Communication-Efficient Diffusion Strategy for Performance Improvement of Federated Learning with Non-IID Data
Seyoung Ahn, Soohyeong Kim, Yongseok Kwon, Joohan Park, Jiseung Youn, Sunghyun Cho
TL;DR
This work tackles the degradation of global model performance in federated learning caused by non-IID data by introducing FedDif, a diffusion-based mechanism that propagates local models across neighboring users to learn diverse data distributions prior to aggregation. The diffusion process is paired with an auction-theoretic scheduling method to trade learning gains against communication costs, with a formal IID-distance measure based on Wasserstein distance guiding the optimization. Theoretical results link diffusion to reduced weight divergence and potential convergence to IID-like performance, while experiments on CIFAR-100, EMNIST, and CIFAR-10 show significant accuracy gains and notable communication savings relative to state-of-the-art baselines. The approach offers a practical path to robust, privacy-preserving FL in 6G-type wireless networks and is complemented by open-source implementations and future directions for extending diffusion concepts to vertical FL and more complex network settings.
Abstract
In 6G mobile communication systems, various AI-based network functions and applications have been standardized. Federated learning (FL) is adopted as the core learning architecture for 6G systems to avoid privacy leakage from mobile user data. However, in FL, users with non-independent and identically distributed (non-IID) datasets can deteriorate the performance of the global model because the convergence direction of the gradient for each dataset is different, thereby inducing a weight divergence problem.

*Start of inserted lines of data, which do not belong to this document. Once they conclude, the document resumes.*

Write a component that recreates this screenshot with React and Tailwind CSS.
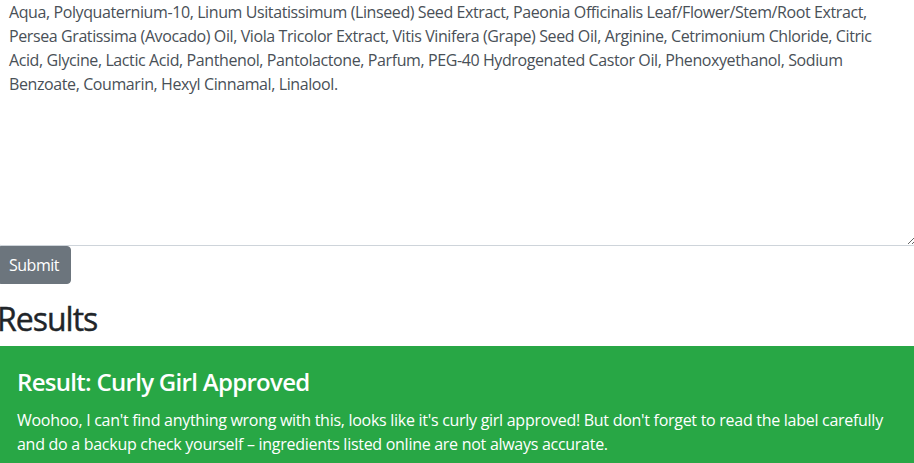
import React from "react";

const ingredients =
  "Aqua, Polyquaternium-10, Linum Usitatissimum (Linseed) Seed Extract, Paeonia Officinalis Leaf/Flower/Stem/Root Extract, Persea Gratissima (Avocado) Oil, Viola Tricolor Extract, Vitis Vinifera (Grape) Seed Oil, Arginine, Cetrimonium Chloride, Citric Acid, Glycine, Lactic Acid, Panthenol, Pantolactone, Parfum, PEG-40 Hydrogenated Castor Oil, Phenoxyethanol, Sodium Benzoate, Coumarin, Hexyl Cinnamal, Linalool.";

export default function App() {
  return (
    <div className="h-[463px] w-[914px] overflow-hidden bg-white font-['Open_Sans',sans-serif] text-[16px] leading-[24px] tracking-[-0.4px] text-[#212529]">
      <div className="-ml-[3px] -mt-[7px] w-[920px]">
        <textarea
          readOnly
          defaultValue={ingredients}
          className="block h-[253px] w-[920px] resize-y rounded-[4px] border border-[#ced4da] bg-white pl-[11px] pr-[12px] py-[6px] font-['Open_Sans',sans-serif] text-[16px] leading-[24px] tracking-[-0.4px] text-[#495057] outline-none"
        />
        <button className="block h-[38px] rounded-[4px] border border-[#6c757d] bg-[#6c757d] px-[11px] text-[16px] leading-[24px] tracking-[-0.5px] text-white">
          Submit
        </button>
        <h2 className="mt-[16px] mb-[8px] text-[32px] font-medium leading-[38.4px] tracking-[-1px] text-[#212529] [-webkit-text-stroke:0.4px_#212529]">
          Results
        </h2>
        <div className="rounded-[4px] bg-[#28a745] px-[20px] pt-[12px] pb-[12px] text-white">
          <h4 className="mb-[11px] mt-[10px] text-[24px] font-semibold leading-[28.8px] tracking-[-0.7px]">
            Result: Curly Girl Approved
          </h4>
          <p className="tracking-[-0.28px]">
            Woohoo, I can't find anything wrong with this, looks like it's curly girl approved! But don't forget to read the label carefully and do a backup check yourself – ingredients listed online are not always accurate.
          </p>
        </div>
      </div>
    </div>
  );
}
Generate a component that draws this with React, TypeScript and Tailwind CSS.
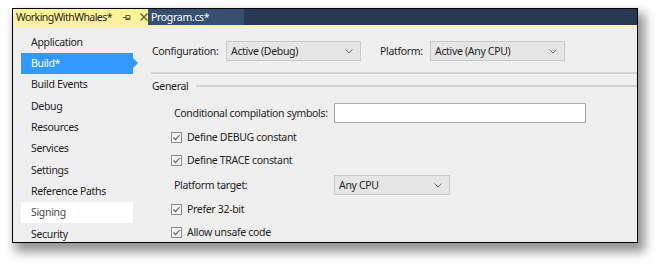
import React from "react";

const navItems = [
  "Application",
  "Build*",
  "Build Events",
  "Debug",
  "Resources",
  "Services",
  "Settings",
  "Reference Paths",
  "Signing",
  "Security",
];

function Chevron() {
  return (
    <svg width="8" height="5" viewBox="0 0 8 5" className="shrink-0">
      <path d="M0.5 0.5 L4 4 L7.5 0.5" fill="none" stroke="#6d6d6d" strokeWidth="1" />
    </svg>
  );
}

function Dropdown({ text, w }: { text: string; w: string }) {
  return (
    <div
      className={`${w} h-[20px] shrink-0 flex items-center justify-between pl-[4px] pr-[7px] bg-[#e6e6e6] border border-[#c9c9c9]`}
    >
      <span>{text}</span>
      <Chevron />
    </div>
  );
}

function Check({ label }: { label: string }) {
  return (
    <div className="h-[23px] flex items-center pl-[30px]">
      <div className="w-[11px] h-[11px] border border-[#8d8d8d] bg-[#f4f4f4] flex items-center justify-center">
        <svg width="9" height="9" viewBox="0 0 9 9">
          <path d="M1.5 4.5 L3.6 6.6 L7.6 2" fill="none" stroke="#5a5a5a" strokeWidth="1.1" />
        </svg>
      </div>
      <span className="ml-[5px]">{label}</span>
    </div>
  );
}

function Pin() {
  return (
    <svg width="8" height="7" viewBox="0 0 8 7" className="shrink-0">
      <path d="M0 3.5 H3 M3 1 V6 M3 1.5 H7 V5.5 H3 M3 4.3 H7" fill="none" stroke="#5e5a3a" strokeWidth="1" />
    </svg>
  );
}

export default function App() {
  return (
    <div
      className="w-[670px] h-[278px] bg-white pt-[8px] pl-[12px] text-[#1e1e1e] text-[10.5px] tracking-[-0.32px] leading-none whitespace-nowrap"
      style={{ fontFamily: '"Noto Sans", "Open Sans", sans-serif' }}
    >
      <div className="w-[626px] h-[235px] border border-black bg-[#efefef] flex flex-col shadow-[5px_7px_10px_2px_rgba(0,0,0,0.42)] overflow-hidden">
        {/* tab bar */}
        <div className="h-[16px] bg-[#293955] flex shrink-0">
          <div className="w-[135px] bg-[#fff29d] flex items-center pl-[3px] text-[#1e1e1e]">
            <span className="w-[108px] text-[10.5px] tracking-[-0.55px]">WorkingWithWhales*</span>
            <Pin />
            <svg width="8" height="8" viewBox="0 0 8 8" className="ml-[9px]">
              <path d="M0.5 0.5 L7.5 7.5 M7.5 0.5 L0.5 7.5" stroke="#5e5a3a" strokeWidth="1.2" />
            </svg>
          </div>
          <div className="w-[96px] bg-[#364e6f] flex items-center pl-[3px] text-white">Program.cs*</div>
        </div>
        <div className="h-[2px] bg-[#fff29d] shrink-0" />
        <div className="flex flex-1">
          {/* nav */}
          <div className="w-[128px] pl-[8px] pt-[4.5px] shrink-0">
            {navItems.map((it) => {
              const sel = it === "Build*";
              const sign = it === "Signing";
              return (
                <div
                  key={it}
                  className={`relative w-[112px] h-[21.3px] flex items-center pl-[10px] ${
                    sel ? "bg-[#3399ff] text-white" : sign ? "bg-white text-[#4a4a4a]" : ""
                  }`}
                >
                  {it}
                  {sel && (
                    <div className="absolute right-[-5px] top-[5.5px] w-0 h-0 border-t-[5px] border-b-[5px] border-l-[5px] border-t-transparent border-b-transparent border-l-[#3399ff]" />
                  )}
                </div>
              );
            })}
          </div>
          {/* content */}
          <div className="flex-1 pt-[14px]">
            <div className="flex items-center pl-[11px] h-[20px]">
              <span className="w-[74px] shrink-0">Configuration:</span>
              <Dropdown text="Active (Debug)" w="w-[135px]" />
              <span className="ml-[19px] w-[50px] shrink-0">Platform:</span>
              <Dropdown text="Active (Any CPU)" w="w-[135px]" />
            </div>
            <div className="ml-[10px] mt-[11px] h-[2px] bg-[#d2d2d2]" />
            <div className="flex items-center pl-[11px] h-[22px] mt-[1px]">
              <span>General</span>
              <div className="flex-1 ml-[8px] h-[2px] bg-[#d2d2d2]" />
            </div>
            <div className="flex items-center pl-[33px] h-[20px] mt-[6px]">
              <span className="w-[160px] shrink-0">Conditional compilation symbols:</span>
              <div className="w-[252px] h-[20px] shrink-0 bg-white border border-[#ababab]" />
            </div>
            <div className="mt-[2.5px]">
              <Check label="Define DEBUG constant" />
              <Check label="Define TRACE constant" />
            </div>
            <div className="flex items-center pl-[33px] h-[20px] mt-[3.5px]">
              <span className="w-[160px] shrink-0">Platform target:</span>
              <Dropdown text="Any CPU" w="w-[116px]" />
            </div>
            <div className="mt-[2.5px]">
              <Check label="Prefer 32-bit" />
              <Check label="Allow unsafe code" />
            </div>
          </div>
        </div>
      </div>
    </div>
  );
}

To address this problem, we propose a novel diffusion strategy for machine learning (ML) models (FedDif) to maximize the performance of the global model with non-IID data. FedDif enables the local model to learn different distributions before parameter aggregation by passing the local models through users via device-to-device communication. Furthermore, we theoretically demonstrate that FedDif can circumvent the weight-divergence problem. Based on this theory, we propose a communication-efficient diffusion strategy for ML models that can determine the trade-off between learning performance and communication cost using auction theory. The experimental results show that FedDif improves the top-1 test accuracy by up to 34.89\% and reduces communication costs by 14.6% to a maximum of 63.49%.